São projetos de proximidade como os que temos no Algarve que nos animam neste caminho que sabemos que nunca terá fim. Paulo Morgado
Presidente do Conselho Diretivo da Administração Regional de Saúde do Algarve (ARSA)
Para Guilherme Macedo, "se é verdade que o médico está cada vez mais tempo à frente do computador, também é verdade que somos todos culpados", lembrando que "muitas vezes, também nós médicos, somos tratados como meros fornecedores de informações mais qualificados". Além disso, também o tempo é relativo. "Há muita coisa que se passa naquele momento solene e quase místico entre médico e doente e esse diálogo não tem de ter meia hora, pode ser um minuto e meio", afirmou. A esse propósito, referiu uma das suas populações, a dos sem-abrigo, que tem necessidades completamente diferentes. "A necessidade do outro é muitíssimo relativa, há todo um conjunto de circunstâncias psicoafectivas à volta de cada uma das pessoas que nos procuram que exige uma resposta adaptada e pessoal e a verdade é que esta relação interpessoal está inquinada e por isso não culpem apenas os computadores. Precisa-se de literacia, sim, mas também de educação", considerou o especialista. O trabalho em equipa é uma das soluções apontadas por Leopoldo Matos para resolver o problema da falta de tempo". Quando se trabalha em equipa, a velocidade de soluções e a eficácia é muito maior, lembrou, e por isso, "uma das grandes escolas do trabalho em equipa é a saúde, onde podemos incorporar as várias competências de cada uma das profissões envolvidas".

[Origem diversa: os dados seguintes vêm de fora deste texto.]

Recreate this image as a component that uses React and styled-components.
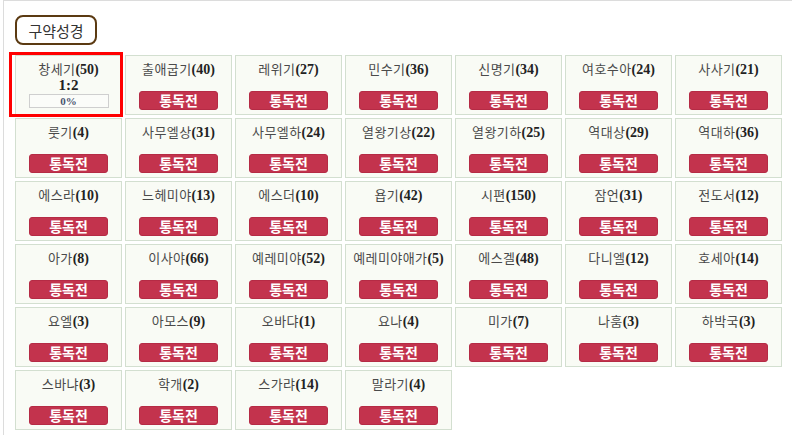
import React from "react";
import styled, { createGlobalStyle } from "styled-components";

const GlobalStyle = createGlobalStyle`
  html, body {
    margin: 0;
    padding: 0;
    background: #ffffff;
    overflow: hidden;
  }
  body {
    font-family: "Liberation Serif", "Noto Sans CJK KR", serif;
    color: #333;
  }
`;

const Page = styled.div`
  margin-left: 3px;
  border-top: 1px solid #dcdcdc;
  border-left: 1px solid #dcdcdc;
  padding: 14px 0 0 11px;
  min-height: 440px;
  box-sizing: border-box;
`;

const Tab = styled.div`
  display: inline-flex;
  align-items: center;
  justify-content: center;
  box-sizing: border-box;
  width: 82px;
  height: 30px;
  border: 2px solid #5b3a12;
  border-radius: 8px;
  font-family: "Noto Sans CJK KR", sans-serif;
  font-size: 15px;
  color: #333;
`;

const Grid = styled.div`
  margin-top: 10px;
  display: grid;
  grid-template-columns: repeat(7, 107px);
  grid-auto-rows: 60px;
  gap: 3px;
`;

const Cell = styled.div`
  position: relative;
  box-sizing: border-box;
  border: 1px solid #d3dfd0;
  background: #f9fbf5;
  display: flex;
  flex-direction: column;
  align-items: center;
  padding-top: 5px;
`;

const Title = styled.div`
  line-height: 16px;
  font-size: 13px;
  white-space: nowrap;
`;

const Name = styled.span`
  font-family: "Noto Sans CJK KR", sans-serif;
  font-weight: 400;
  font-size: 13px;
  letter-spacing: 0.4px;
  color: #4a4a4a;
`;

const Count = styled.span`
  font-family: "Liberation Serif", serif;
  font-weight: 700;
  font-size: 14px;
  color: #222;
`;

const Button = styled.div`
  margin-top: 13px;
  box-sizing: border-box;
  width: 79px;
  height: 19px;
  border-radius: 3px;
  background: #c3334d;
  border: 1px solid #b52b45;
  color: #fff;
  font-family: "Noto Sans CJK KR", sans-serif;
  font-weight: 700;
  font-size: 14px;
  line-height: 16px;
  text-align: center;
`;

const Ratio = styled.div`
  font-family: "Liberation Serif", serif;
  font-weight: 700;
  font-size: 15px;
  line-height: 14px;
  color: #222;
`;

const Progress = styled.div`
  margin-top: 2px;
  box-sizing: border-box;
  width: 80px;
  height: 14px;
  border: 1px solid #cfcfcf;
  background: #fbfcf9;
  font-family: "Liberation Serif", serif;
  font-weight: 700;
  font-size: 11px;
  line-height: 12px;
  text-align: center;
  color: #4a5470;
`;

const Highlight = styled.div`
  position: absolute;
  left: -7px;
  top: -4px;
  width: 114px;
  height: 65px;
  box-sizing: border-box;
  border: 3px solid #ff0000;
  pointer-events: none;
`;

const books = [
  ["창세기", 50],
  ["출애굽기", 40],
  ["레위기", 27],
  ["민수기", 36],
  ["신명기", 34],
  ["여호수아", 24],
  ["사사기", 21],
  ["룻기", 4],
  ["사무엘상", 31],
  ["사무엘하", 24],
  ["열왕기상", 22],
  ["열왕기하", 25],
  ["역대상", 29],
  ["역대하", 36],
  ["에스라", 10],
  ["느헤미야", 13],
  ["에스더", 10],
  ["욥기", 42],
  ["시편", 150],
  ["잠언", 31],
  ["전도서", 12],
  ["아가", 8],
  ["이사야", 66],
  ["예레미야", 52],
  ["예레미야애가", 5],
  ["에스겔", 48],
  ["다니엘", 12],
  ["호세아", 14],
  ["요엘", 3],
  ["아모스", 9],
  ["오바댜", 1],
  ["요나", 4],
  ["미가", 7],
  ["나훔", 3],
  ["하박국", 3],
  ["스바냐", 3],
  ["학개", 2],
  ["스가랴", 14],
  ["말라기", 4],
];

export default function App() {
  return (
    <>
      <GlobalStyle />
      <Page>
        <Tab>구약성경</Tab>
        <Grid>
          {books.map(([name, count], i) => (
            <Cell key={name}>
              <Title>
                <Name>{name}</Name>
                <Count>({count})</Count>
              </Title>
              {i === 0 ? (
                <>
                  <Ratio>1:2</Ratio>
                  <Progress>0%</Progress>
                  <Highlight />
                </>
              ) : (
                <Button>통독전</Button>
              )}
            </Cell>
          ))}
        </Grid>
      </Page>
    </>
  );
}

Integração dos setores público, privado e social

Também Paulo Morgado considera que a integração de todos os setores, público, privado e social, é "uma inevitabilidade". "O que fazia sentido do ponto de vista das grandes políticas é que estes prestadores estivessem de facto alinhados, desde logo no acesso aos serviços, pois as principais barreiras estão muitas vezes relacionadas com os condicionalismos das vidas das pessoas, da estrutura, dos seus horários de trabalho, de estarem ou não empregados, mas desde logo da existência dos serviços no território acessíveis".

Na opinião do presidente da ARSA, "também a prevenção deveria ser uma área de maior aposta em todos os setores da saúde, seja público, privado e social", considerando que "os orçamentos do SNS continuam muito virados para a doença" e que "também o setor privado e social deveria reforçar essa componente, pois ao não investirmos nos cuidados preventivos estamos a hipotecar o futuro."

Este é de facto, "um problema transversal", concordou Guilherme Macedo, defendendo que "é essencial integrar uma estratégia preventiva na literacia médica e da própria população e pensar no que podemos oferecer para modificar esse estado de coisas".

Já Leopoldo Matos lembrou, no final do debate, que "as realidades do país são completamente diferentes e, por isso, devemos aceitar diferenças entre pessoas, organizações, momentos e locais - trabalhar de uma forma transversal no Algarve e noutro modelo, noutro lado, não nos devia perturbar". A adaptação dos programas à condição local deve ser perfeitamente livre e não espartilhada. Ficam as propostas do maior fórum de saúde nacional para uma melhor saúde para todos.